Neal Ascherson (London, writer): After the first few days, it's clear that this isn't going to be simply Blairism in a bass voice, or Tony without the cap and bells. Gordon Brown is beginning to move off that course and plot his own. How far it goes, where it ends, one can only guess. But this much is suggestive: his Queen's Speech preview yesterday was about gearing up what remains of state power to do heavy lifting work in the NHS and in what's left of public housing. This fits with his wider concern to restore trust in government and, more important, in the political process. It fits because, in my view, the underlying cause for the decline in popular commitment to that process is the simple fact that the state has withdrawn so far in the last 30 years from visible engagement in matters that affect daily lives and ordinary concerns. Democracy is about the people controlling what the state does. And it follows, pretty obviously, that if the state does less, public interest in influencing the political process falls away too. Brown isn't going back to social democracy. But he is at least moving in a promising direction.

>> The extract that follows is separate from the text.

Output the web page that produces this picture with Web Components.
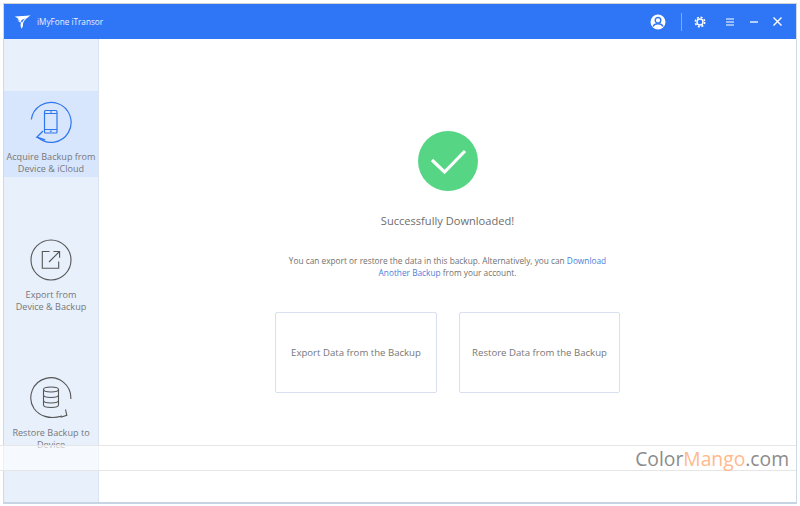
<!DOCTYPE html>
<html>
<head>
<meta charset="utf-8">
<title>iMyFone iTransor</title>
<style>
  html, body { margin: 0; height: 100%; background: #fff; }
  body { font-family: "Open Sans", "Noto Sans", sans-serif; color: #666; }
</style>
</head>
<body>
<app-window>
  <title-bar slot="top" name="iMyFone iTransor"></title-bar>
  <side-nav slot="side">
    <nav-item active>
      <svg slot="icon" viewBox="0 0 44 44" width="44" height="44" fill="none" stroke="#2f76f0" stroke-width="1.2">
        <path d="M2.300 19.500A20 20 0 1 1 9 37.500"/>
        <path d="M14 31 7.800 37.200l8.400 2.600" stroke-width="1.300"/>
        <rect x="15.500" y="10.500" width="12.500" height="22.500" rx="1"/>
        <path d="M15.500 13.500h12.500M15.500 29.500h12.500M21 12h2"/>
        <path d="M20.800 31.200h2"/>
      </svg>
      Acquire Backup from<br>Device &amp; iCloud
    </nav-item>
    <nav-item>
      <svg slot="icon" viewBox="0 0 44 44" width="44" height="44" fill="none" stroke="#555" stroke-width="1.1">
        <circle cx="22" cy="22" r="20"/>
        <path d="M20.500 13.500h-7.200v16.700h16.400v-6.700"/>
        <path d="M20 24 30.500 13.500M24.400 13.500h6.200v6.300"/>
      </svg>
      Export from<br>Device &amp; Backup
    </nav-item>
    <nav-item>
      <svg slot="icon" viewBox="0 0 44 44" width="44" height="44" fill="none" stroke="#555" stroke-width="1.1">
        <path d="M41.800 23A20 20 0 1 0 5 32.500C10 39.500 20 44 33 40"/>
        <path d="M36.500 33.500l1.300 5.800-6.200 2"/>
        <ellipse cx="22" cy="13.500" rx="7.500" ry="2.500"/>
        <path d="M14.500 13.500v15.500c0 1.500 3.500 2.500 7.500 2.500s7.500-1 7.500-2.500V13.500M14.500 19c0 1.500 3.500 2.500 7.500 2.500s7.500-1 7.500-2.500M14.500 24.500c0 1.500 3.500 2.500 7.500 2.500s7.500-1 7.500-2.500"/>
      </svg>
      Restore Backup to<br>Device
    </nav-item>
  </side-nav>
  <success-panel>
    You can export or restore the data in this backup. Alternatively, you can <a href="#" style="color:#4a80dc;text-decoration:none">Download<br>Another Backup</a> from your account.
    <action-card slot="actions">Export Data from the Backup</action-card>
    <action-card slot="actions">Restore Data from the Backup</action-card>
  </success-panel>
  <watermark-strip slot="overlay"></watermark-strip>
</app-window>
<script>
class AppWindow extends HTMLElement {
  constructor() {
    super()
    this.attachShadow({mode: 'open'})
    this.shadowRoot.innerHTML = `<style>
      :host { display: block; height: 506px; box-sizing: border-box; padding: 3px 3px 2px 3px; position: relative; }
      .frame {
        height: 100%;
        box-sizing: border-box;
        border: 1px solid #ccd9e8;
        border-top-color: #d4d4d4;
        border-bottom: 2px solid #c6d4e4;
        display: flex;
        flex-direction: column;
      }
      .body { flex: 1; display: flex; min-height: 0; }
    </style>
    <div class="frame">
      <slot name="top"></slot>
      <div class="body"><slot name="side"></slot><slot></slot></div>
    </div>
    <slot name="overlay"></slot>`
  }
}

class TitleBar extends HTMLElement {
  constructor() {
    super()
    this.attachShadow({mode: 'open'})
    this.shadowRoot.innerHTML = `<style>
      :host { display: flex; align-items: center; height: 35px; background: #2f76f6; color: #fff; font-size: 8.200px; }
      .logo { margin-left: 10px; width: 17px; height: 16px; }
      .name { margin-left: 6px; flex: 1; color: #e8f0ff; }
      .tools { display: flex; align-items: center; }
      svg { display: block; }
      .sep { width: 1px; height: 18px; background: #7fa9f5; margin: 0 12px 0 15px; }
    </style>
    <svg class="logo" viewBox="0 0 20 18">
      <path fill="#fff" d="M1 2.500 15 1.500 19.500 1 15 4.500c-3 2-5 5.500-4.500 9.500L9 17c-1.500-2.500-1.500-5-.8-7.500L5 8.500 7 7.200 4 6.800 5.500 5.500 1 2.500Z"/>
      <path fill="#2f76f6" d="M9.500 10c.5-2 2-4 4-5.500-2.500 1-4.500 2-5.500 3.500Z"/>
    </svg>
    <span class="name"></span>
    <div class="tools">
      <svg width="16" height="16" viewBox="0 0 16 16">
        <circle cx="8" cy="8" r="7.500" fill="#fff"/>
        <circle cx="8" cy="6.300" r="2.800" fill="none" stroke="#2f76f6" stroke-width="1.400"/>
        <path d="M3 12.500c1-2.200 3-2.800 5-2.800s4 .6 5 2.800" fill="none" stroke="#2f76f6" stroke-width="1.400"/>
      </svg>
      <div class="sep"></div>
      <svg width="12" height="12" viewBox="0 0 12 12" fill="none" stroke="#fff" style="margin-right:19px">
        <circle cx="6" cy="6" r="3" stroke-width="1.400"/>
        <circle cx="6" cy="6" r="4.700" stroke-width="1.500" stroke-dasharray="2 1.690"/>
      </svg>
      <svg width="10" height="10" viewBox="0 0 10 10" fill="none" stroke="#fff" stroke-width="1.100" style="margin-right:14px">
        <path d="M1 2h8M1 5h8M1 8h8"/>
      </svg>
      <svg width="10" height="10" viewBox="0 0 10 10" fill="none" stroke="#fff" stroke-width="1.300" style="margin-right:13px">
        <path d="M1 5h8"/>
      </svg>
      <svg width="11" height="11" viewBox="0 0 11 11" fill="none" stroke="#fff" stroke-width="1.400" style="margin-right:13px">
        <path d="M1.500 1.500l8 8M9.500 1.500l-8 8"/>
      </svg>
    </div>`
    this.shadowRoot.querySelector('.name').textContent = this.getAttribute('name')
  }
}

class SideNav extends HTMLElement {
  constructor() {
    super()
    this.attachShadow({mode: 'open'})
    this.shadowRoot.innerHTML = `<style>
      :host {
        display: flex;
        flex-direction: column;
        gap: 52px;
        box-sizing: border-box;
        width: 95px;
        padding-top: 52px;
        background: #e8f0fc;
        border-right: 1px solid #dbe3ee;
      }
    </style>
    <slot></slot>`
  }
}

class NavItem extends HTMLElement {
  constructor() {
    super()
    this.attachShadow({mode: 'open'})
    this.shadowRoot.innerHTML = `<style>
      :host {
        display: flex;
        flex-direction: column;
        align-items: center;
        height: 86px;
        box-sizing: border-box;
        padding-top: 9px;
        font-size: 9.100px;
        line-height: 12px;
        text-align: center;
        white-space: nowrap;
        color: #777;
      }
      :host([active]) { background: #d8e6fd; }
      .icon { height: 44px; margin-bottom: 7px; }
      ::slotted(svg) { display: block; }
    </style>
    <div class="icon"><slot name="icon"></slot></div>
    <div><slot></slot></div>`
  }
}

class SuccessPanel extends HTMLElement {
  constructor() {
    super()
    this.attachShadow({mode: 'open'})
    this.shadowRoot.innerHTML = `<style>
      :host {
        flex: 1;
        display: flex;
        flex-direction: column;
        align-items: center;
        padding-top: 92px;
        background: #fff;
      }
      svg { display: block; }
      .title { margin-top: 22px; font-size: 11.100px; line-height: 16px; color: #6e6e6e; }
      .note { margin-top: 26px; font-size: 8.300px; line-height: 12px; text-align: center; color: #707070; }
      .actions { display: flex; gap: 22px; margin-top: 33px; }
    </style>
    <svg width="60" height="60" viewBox="0 0 60 60">
      <circle cx="30" cy="30" r="30" fill="#56d685"/>
      <path d="M14 29l12.500 12L47 20" fill="none" stroke="#fff" stroke-width="3.200"/>
    </svg>
    <div class="title">Successfully Downloaded!</div>
    <div class="note"><slot></slot></div>
    <div class="actions"><slot name="actions"></slot></div>`
  }
}

class ActionCard extends HTMLElement {
  constructor() {
    super()
    this.attachShadow({mode: 'open'})
    this.shadowRoot.innerHTML = `<style>
      :host {
        display: flex;
        align-items: center;
        justify-content: center;
        box-sizing: border-box;
        width: 162px;
        height: 81px;
        border: 1px solid #d8dfee;
        border-radius: 2px;
        font-size: 9.600px;
        color: #777;
        background: #fff;
      }
      :host(:last-child) { width: 161px; }
    </style>
    <slot></slot>`
  }
}

class WatermarkStrip extends HTMLElement {
  constructor() {
    super()
    this.attachShadow({mode: 'open'})
    this.shadowRoot.innerHTML = `<style>
      :host {
        position: absolute;
        left: 0;
        top: 445px;
        width: 796px;
        height: 26px;
        box-sizing: border-box;
        border-top: 1px solid #e6e6e6;
        border-bottom: 1px solid #e6e6e6;
        background: rgba(255, 255, 255, .6);
        display: flex;
        align-items: center;
        justify-content: flex-end;
        padding-right: 7px;
        font-size: 19.300px;
        color: #8c8c8c;
      }
      span { color: #ffb98c; }
    </style>
    Color<span>Mango</span>.com`
  }
}

customElements.define('app-window', AppWindow)
customElements.define('title-bar', TitleBar)
customElements.define('side-nav', SideNav)
customElements.define('nav-item', NavItem)
customElements.define('success-panel', SuccessPanel)
customElements.define('action-card', ActionCard)
customElements.define('watermark-strip', WatermarkStrip)
</script>
</body>
</html>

The promises and hints about constitutional changes mostly amount to a menu of sensible, overdue corrections and reforms. They do not add up to a real transformation of the power structure, and I will be astonished if the talks about Bills of Rights and written constitutions emerges as more than another list of those vapid 'British values'. Conspicuously, they say nothing so far about either personal liberties or 'the English question'.
But the disjointed nature of these suggestions comes as something of a relief - to me, at least. I remain deeply sceptical about the whole 'Britishness' platform. Any all-British blueprint for a new constitutional framework runs the danger of reducing the pace of the convoy to that of the slowest ship - England. The situation at present is that Scotland is moving fairly rapidly and creatively towards forming its own constitutional arrangements, which may or may not end in independence. Nothing should be allowed to obstruct that, and the piecemeal nature of Brown's reforms suggest that they won't add up to an obstruction (some of the procedural reforms are already normal practice in the Scottish Parliament).
The 'English Question' apparently remains unaskable, in the Brown discourse. The pressure for an English parliament, for instance, is considered to be utterly incompatible with Brown's 'Britishness' vision of a more integrated UK under a happy forest of Union Jacks. Yet English discontent is rising, and it won't go away. And it's worth pointing out, to those who say that nobody bothers about constitutional matters down in the 'Dog & Duck', that this is one area where English people have begun to show vigorous interest in a constitutional question - whether or not they yet realise that this is its description.